Recently, the Academic Director of Master of China Studies (MCS), Dr. Wenyu Zhou and his collaborators' paper "Macroeconomics matter: Leading economic indicators and the cross-section of global stock returns" was published online in the Journal of Financial Markets. The paper suggests new evidence for the important role of macroeconomic indicators in stock market yield forecasting.
Journal of Financial Markets publishes high-quality theoretical and empirical research in the financial field, including asset pricing, investment, capital and securities markets, and is recognized as an international authoritative journal in the field. Of the 500 manuscripts submitted each year, less than 40 are accepted by JFM. The acceptance rate is less than 10%. This is the third academic paper that Dr. Zhou published in this journal after working in ZJU.

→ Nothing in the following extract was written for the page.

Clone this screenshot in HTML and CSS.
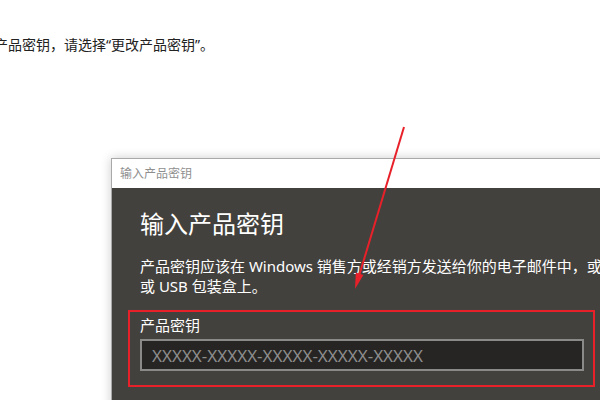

In the paper, the research team used more than six decades of data from 39 countries around the world to investigate the predictive power of the OECD's comprehensive leading economic indicator (CLI) for national stock markets. The article found that changes in the combined leading economic indicators can significantly predict future stock market yields in countries: monthly stock market yields in the top 20% of CLI index growth rates are 1.43% higher than in the bottom 20% countries, and this excess return cannot be explained by existing asset pricing models. Based on this finding, the article designs investment strategies based on open-ended index funds from different countries.
The following is an abstract of the paper:
Leading economic indicators assist in forecasting future business conditions. Can they also predict aggregate stock returns? To answer this question, we examine six decades of data from 39 countries. Short-term changes in the composite leading indicator (CLI) positively correlate with future stock returns in the cross-section. The quintile of markets with the highest CLI increase outperforms the quintile with the lowest CLI change by 1.43% per month. The predictive power of the CLI survives multiple robustness checks and cannot be absorbed by established risk factors. Our findings imply an exploitable investment strategy that can be pursued with exchange-traded funds.